What makes a good SaaS company name?

Effective SaaS naming typically navigates several competing requirements: memorability (easy to say, spell, and recall), distinctiveness (different from competitors in a way that aids recall rather than confuses), trademarkability (available for registration in relevant jurisdictions and categories), domain availability, and linguistic viability in key markets if the company is international.

Common naming approaches include invented words (Salesforce, Zendesk), compound constructions (HubSpot, Workday), metaphorical names that suggest transformation or outcome, and founder or location-derived names. Each has tradeoffs in terms of meaning-making, international adaptability, and trademark defensibility.

A rigorous naming process should include: strategic brief, competitor naming audit, creative exploration across multiple naming territories, linguistic screening, trademark screening, and domain assessment. Agencies with specific startup experience can move through this process efficiently while maintaining creative quality: an important combination given that many startups need to move quickly.

Part 3: How to build a SaaS visual identity that scales

What should a complete SaaS brand system include?

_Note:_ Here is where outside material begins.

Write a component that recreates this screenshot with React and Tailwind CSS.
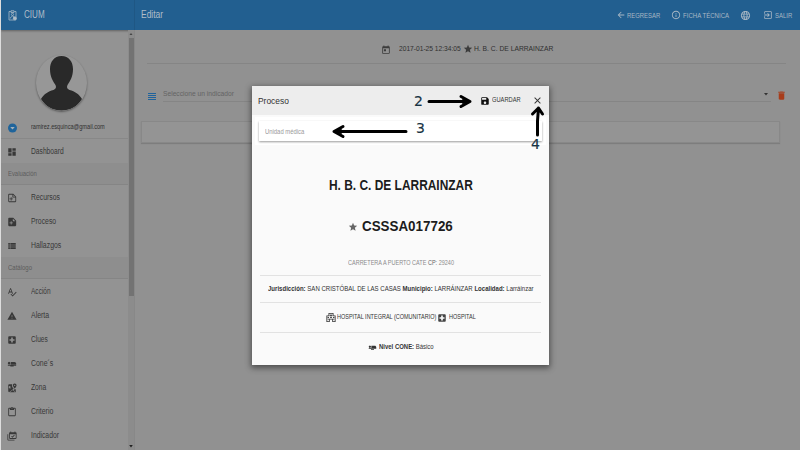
import React, { useLayoutEffect, useRef, useState } from "react";
import {
  MdDashboard, MdViewList, MdSpellcheck, MdWarning, MdLocalHospital, MdContentPaste,
  MdArrowBack, MdInfoOutline, MdLanguage, MdExitToApp, MdToday, MdGrade, MdDelete,
  MdSave, MdClose, MdAirlineSeatFlat,
} from "react-icons/md";

// Text condensed or expanded horizontally to occupy exactly `w` pixels.
function Fit({ w, className = "", children }) {
  const ref = useRef(null);
  const [scale, setScale] = useState(1);
  useLayoutEffect(() => {
    setScale(w / ref.current.offsetWidth);
  }, [w]);
  return (
    <span className={"block shrink-0 whitespace-nowrap " + className} style={{ width: w }}>
      <span ref={ref} className="inline-block origin-left" style={{ transform: `scaleX(${scale})` }}>
        {children}
      </span>
    </span>
  );
}

function Svg({ children, className = "" }) {
  return (
    <svg viewBox="0 0 24 24" fill="currentColor" className={className}>
      {children}
    </svg>
  );
}

const NoteOutline = () => (
  <Svg className="size-full">
    <path fillRule="evenodd" d="M5 2h10l7 7v11a2 2 0 0 1-2 2H5a2 2 0 0 1-2-2V4a2 2 0 0 1 2-2zm0 2v16h15v-9h-7V4H5zm10 .5V9h4.500L15 4.500zM9 10h2v3h3v2h-3v3H9v-3H6v-2h3v-3z" />
  </Svg>
);
const NoteFilled = () => (
  <Svg className="size-full">
    <path fillRule="evenodd" d="M5 2h10l7 7v11a2 2 0 0 1-2 2H5a2 2 0 0 1-2-2V4a2 2 0 0 1 2-2zm9 2v6h6l-6-6zM9 10v3H6v2h3v3h2v-3h3v-2h-3v-3H9z" />
  </Svg>
);
const MapPin = () => (
  <Svg className="size-full">
    <path fillRule="evenodd" d="M18.500 1C21 1 23 3 23 5.500c0 3-4.500 8-4.500 8s-4.500-5-4.500-8C14 3 16 1 18.500 1zm0 3a1.600 1.600 0 1 0 0 3.200 1.600 1.600 0 0 0 0-3.200zM5 3h7.500C11 7 13 11 16 14L5 22c-1 0-2-1-2-2V5c0-1 1-2 2-2zm2 4a3 3 0 1 0 3 4H7V9h2c0-1-1-2-2-2zM14 17l-7 5h12l-5-5z" />
    <path d="M18 15h3v7h-1l-4-5z" />
  </Svg>
);
const CalendarStack = () => (
  <Svg className="size-full">
    <path fillRule="evenodd" d="M7 3h1V1h2v2h8V1h2v2h1a2 2 0 0 1 2 2v12a2 2 0 0 1-2 2H7a2 2 0 0 1-2-2V5c0-1 1-2 2-2zm0 5v9h14V8H7zm11.500 2.500L13 16l-3-3 1.300-1.300L13 13.400l4.200-4.200 1.300 1.300z" />
    <path d="M1 8h2v13h15v2H3a2 2 0 0 1-2-2V8z" />
  </Svg>
);
const Badge = () => (
  <svg viewBox="0 0 18 22" className="h-[11px] w-[9px] shrink-0" fill="none" stroke="currentColor" strokeWidth="1.5">
    <path d="M5.500 3H2v17h14V3h-3.500" />
    <path d="M6 1.500h6V5H6z" />
    <circle cx="9" cy="9" r="2.200" />
    <path d="M4.500 17v-1.500L9 12l3 2" />
    <circle cx="13.500" cy="16.500" r="3" fill="currentColor" />
  </svg>
);
const Building = () => (
  <Svg className="h-[11px] w-[10px] shrink-0">
    <path fillRule="evenodd" d="M6 1h12v6h5v16h-8v-6H9v6H1V7h5V1zm2 2v6H3v12h4v-6h10v6h4V9h-5V3H8zm3 1h2v2h2v2h-2v2h-2V8H9V6h2V4zM4 11h3v2H4zm0 4h3v2H4zm13-4h3v2h-3zm0 4h3v2h-3zm-7-4h4v2h-4z" />
  </Svg>
);

function Item({ icon, label, w }) {
  return (
    <div className="flex h-6 shrink-0 items-center pl-[6px] text-[#383838]">
      <span className="mt-[2px] block size-[10px] shrink-0">{icon}</span>
      <Fit w={w} className="ml-[14px] mt-px text-[8.5px]">{label}</Fit>
    </div>
  );
}

function Section({ label, w }) {
  return (
    <div className="flex h-[22px] shrink-0 items-center border-b border-[#858585] bg-[#8e8e8e] pl-[7px] text-[7.5px] text-[#5c5c5c]">
      <Fit w={w}>{label}</Fit>
    </div>
  );
}

function Sidebar() {
  return (
    <aside className="flex w-[133px] shrink-0 flex-col bg-[#939393]">
      <div className="flex h-[30px] shrink-0 items-center bg-[#225f90] pl-[7px] text-[#b0bdc8] shadow-[0_1px_2px_#0005]">
        <Badge />
        <Fit w={21} className="ml-[7px] text-[10px]">CIUM</Fit>
      </div>
      <div className="flex min-h-0 flex-1">
        <div className="flex min-w-0 flex-1 flex-col overflow-hidden">
          <div className="flex h-[109px] shrink-0 flex-col border-b border-[#888]">
            <div className="ml-[35px] mt-[25px] h-[56px] w-[51px] overflow-hidden rounded-[50%] bg-[#979797] shadow-[0_1px_2px_#0006]">
              <svg viewBox="0 0 51 56" className="size-full" fill="#292929">
                <path d="M25.500 1C18 1 14 7 14 14c0 8 3 12 5.500 16 1 2 .5 4-2 5C12 36.500 8 39 5 44c5 8 12 11.500 20.500 11.500S41 52 46 44c-3-5-7-7.500-12.500-9-2.500-1-3-3-2-5C34 26 37 22 37 14 37 7 33 1 25.500 1z" />
              </svg>
            </div>
            <div className="mt-[11px] flex h-[10px] items-center pl-[7px]">
              <svg viewBox="0 0 24 24" className="mt-px h-[10px] w-[9px]">
                <circle cx="12" cy="12" r="12" fill="#1f649b" />
                <path d="M6 9h12l-6 7z" fill="#a5b0b8" />
              </svg>
              <Fit w={74} className="ml-[14px] text-[6.5px] text-[#303030]">ramirez.esquinca@gmail.com</Fit>
            </div>
          </div>
          <Item icon={<MdDashboard className="size-full" />} label="Dashboard" w={33} />
          <Section label="Evaluación" w={29} />
          <Item icon={<NoteOutline />} label="Recursos" w={29} />
          <Item icon={<NoteFilled />} label="Proceso" w={25} />
          <Item icon={<MdViewList className="size-full" />} label="Hallazgos" w={30} />
          <Section label="Catálogo" w={24} />
          <Item icon={<MdSpellcheck className="size-full" />} label="Acción" w={20} />
          <Item icon={<MdWarning className="size-full" />} label="Alerta" w={18} />
          <Item icon={<MdLocalHospital className="size-full" />} label="Clues" w={17} />
          <Item icon={<MdAirlineSeatFlat className="size-full" />} label="Cone´s" w={22} />
          <Item icon={<MapPin />} label="Zona" w={15} />
          <Item icon={<MdContentPaste className="size-full" />} label="Criterio" w={22} />
          <Item icon={<CalendarStack />} label="Indicador" w={28} />
        </div>
        <div className="flex w-[6px] shrink-0 flex-col items-center bg-[#8c8c8c]">
          <svg viewBox="0 0 6 8" className="h-[8px] w-[6px] shrink-0"><path d="M1.500 5h3L3 3z" fill="#444" /></svg>
          <div className="h-[258px] w-[5px] bg-[#737373]" />
          <svg viewBox="0 0 6 8" className="mt-auto h-[8px] w-[6px] shrink-0"><path d="M1.200 3h3.600L3 5.500z" fill="#222" /></svg>
        </div>
      </div>
    </aside>
  );
}

function Page() {
  return (
    <main className="flex min-w-0 flex-1 flex-col bg-[#919191]">
      <header className="flex h-[30px] shrink-0 items-center border-l border-[#1f5784] bg-[#225f90] pl-[6px] text-[7px] text-[#a8b7c4]">
        <Fit w={22} className="text-[10px] text-[#b0bdc8]">Editar</Fit>
        <div className="ml-auto flex items-center pr-[8px]">
          <MdArrowBack className="h-[10px] w-[10px]" />
          <Fit w={33} className="ml-px">REGRESAR</Fit>
          <MdInfoOutline className="ml-[11px] size-[10px]" />
          <Fit w={46} className="ml-[2px]">FICHA TÉCNICA</Fit>
          <MdLanguage className="ml-[11px] size-[11px]" />
          <MdExitToApp className="ml-[12px] size-[10px]" />
          <Fit w={17} className="ml-[2px]">SALIR</Fit>
        </div>
      </header>
      <div className="flex min-h-0 flex-1 flex-col border-l border-[#888]">
        <div className="ml-[12px] mr-[14px] flex h-[34px] shrink-0 items-center border-b border-[#858585] pl-[234px] pt-[5px] text-[#303030]">
          <MdToday className="mt-px size-[10px] text-[#3c3c3c]" />
          <Fit w={62} className="ml-[8px] text-[7.5px]">2017-01-25 12:34:05</Fit>
          <MdGrade className="ml-[2px] size-[10px] text-[#3c3c3c]" />
          <Fit w={79} className="ml-[1px] text-[7.5px]">H. B. C. DE LARRAINZAR</Fit>
        </div>
        <div className="ml-[12px] mr-[13px] mt-[20px] flex h-[18px] shrink-0">
          <svg viewBox="0 0 8 7" className="ml-px mt-[9px] h-[7px] w-[8px]" fill="#1f639c">
            <path d="M0 0h8v1H0zM0 2h8v1H0zM0 4h8v1H0zM0 6h8v1H0z" />
          </svg>
          <div className="ml-[7px] flex flex-1 items-center justify-between border-b border-[#858585] pr-[2px] pt-[3px]">
            <Fit w={71} className="text-[8px] text-[#646464]">Seleccione un indicador</Fit>
            <svg viewBox="0 0 6 4" className="h-[4px] w-[6px]"><path d="M1 1h4L3 3.500z" fill="#333" /></svg>
          </div>
          <MdDelete className="ml-[5px] mt-[6px] size-[11px] text-[#a83c1a]" />
        </div>
        <div className="ml-[6px] mr-[20px] mt-[19px] h-[22px] shrink-0 border border-[#888] bg-[#949494] shadow-[0_1px_1px_#0002]" />
      </div>
    </main>
  );
}

function Dialog() {
  return (
    <section className="absolute left-[252px] top-[86px] flex h-[279px] w-[297px] flex-col bg-[#fafafa] text-[#333] shadow-[0_2px_6px_1px_#0007]">
      <header className="flex h-[29px] shrink-0 items-center bg-[#ededed] pl-[6px] pr-[6px]">
        <Fit w={31} className="text-[9.5px]">Proceso</Fit>
        <MdSave className="ml-auto size-[10px] text-[#111]" />
        <Fit w={29} className="ml-[2px] text-[6.5px]">GUARDAR</Fit>
        <MdClose className="ml-[11px] h-[11px] w-[11px]" />
      </header>
      <div className="mx-[3px] mt-[2px] flex h-[28px] shrink-0 bg-white px-[4px] pb-[4px] pt-[4px]">
        <div className="flex flex-1 items-center bg-white pl-[6px] pt-[2px] shadow-[0_1px_2px_#0006]">
          <Fit w={39} className="text-[6.5px] text-[#999]">Unidad médica</Fit>
        </div>
      </div>
      <div className="mx-[8px] flex flex-1 flex-col">
        <div className="mt-[28px] flex h-[24px] items-center justify-center">
          <Fit w={144} className="text-[14px] font-bold text-[#1c1c1c]">H. B. C. DE LARRAINZAR</Fit>
        </div>
        <div className="mt-[17px] flex h-[24px] items-center justify-center">
          <MdGrade className="mt-[2px] size-[10px] text-[#666]" />
          <Fit w={91} className="-mt-[2px] ml-[4px] mr-px text-[15px] font-bold text-[#1c1c1c]">CSSSA017726</Fit>
        </div>
        <div className="mt-[13px] flex h-[25px] shrink-0 items-center justify-center border-b border-[#e2e2e2] text-[6.5px] text-[#8b8b8b]">
          <Fit w={106}>CARRETERA A PUERTO CATE <b className="font-normal text-[#666]">CP:</b> 29240</Fit>
        </div>
        <div className="flex h-[27px] shrink-0 items-center justify-center border-b border-[#e2e2e2] pt-px text-[6.5px]">
          <Fit w={266}><b>Jurisdicción:</b> SAN CRISTÓBAL DE LAS CASAS <b>Municipio:</b> LARRÁINZAR <b>Localidad:</b> Larráinzar</Fit>
        </div>
        <div className="flex h-[30px] shrink-0 items-center justify-center border-b border-[#e2e2e2] text-[6.5px]">
          <Building />
          <Fit w={99} className="ml-px">HOSPITAL INTEGRAL (COMUNITARIO)</Fit>
          <MdLocalHospital className="ml-px size-[10px] text-[#444]" />
          <Fit w={27} className="ml-[2px]">HOSPITAL</Fit>
        </div>
        <div className="flex h-[28px] shrink-0 items-center justify-center text-[6.5px]">
          <MdAirlineSeatFlat className="size-[9px]" />
          <Fit w={55} className="ml-[2px]"><b>Nivel CONE:</b> Básico</Fit>
        </div>
      </div>
    </section>
  );
}

// Numbered callouts pointing at the dialog's controls.
function Annotations() {
  return (
    <div className="absolute left-0 top-0 h-[450px] w-[800px] font-['DejaVu_Sans',sans-serif] text-[14px] leading-[16px] text-[#183444] [-webkit-text-stroke:0.15px_#183444]">
      <svg viewBox="0 0 800 450" className="absolute inset-0 size-full" fill="none" stroke="#000" strokeWidth="3" strokeLinecap="round" strokeLinejoin="round">
        <path d="M429 101.500H469M461 96.500l9 5-9 5" />
        <path d="M406 131.500H336M343 126.500l-9 5 9 5" />
        <path d="M537.500 135V121L538.500 108M532.500 114l6-6 4 6" />
        <path d="M463 99.500l5 2-5 2zM341 129.500l-5 2 5 2z" fill="#000" strokeWidth="1" />
      </svg>
      <span className="absolute left-[414px] top-[93px]">2</span>
      <span className="absolute left-[416px] top-[120px]">3</span>
      <span className="absolute left-[531px] top-[136px]">4</span>
    </div>
  );
}

export default function App() {
  return (
    <div className="relative flex h-[450px] w-[800px] overflow-hidden border-l border-[#ddd] bg-[#919191] font-['Liberation_Sans',Arial,sans-serif] leading-none">
      <Sidebar />
      <Page />
      <div className="absolute -left-px top-0">
        <Dialog />
        <Annotations />
      </div>
    </div>
  );
}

Once brand strategy is established, the work of translating it into a visual system begins. For SaaS companies, visual identity is the set of design elements (logo, typography, color palette, iconography, photography style, illustration system, and motion principles) that make your brand instantly recognizable and emotionally coherent across every touchpoint.

Good visual identity for a SaaS company does several things simultaneously:

  • It signals the category you compete in (enterprise vs. consumer, technical vs. accessible, established vs. disruptive)
  • It differentiates you from competitors without alienating familiar reference points
  • It creates emotional register: the feeling your brand evokes before a single word is read
  • It scales, functioning effectively across a website header, a conference booth, a Slack notification icon, and a Zoom background

A complete brand system typically includes the following components:

Logomark and wordmark: The primary identity element, designed to work at multiple scales and in multiple contexts. For SaaS, this typically needs to function at very small sizes (favicons, app icons) as well as large formats.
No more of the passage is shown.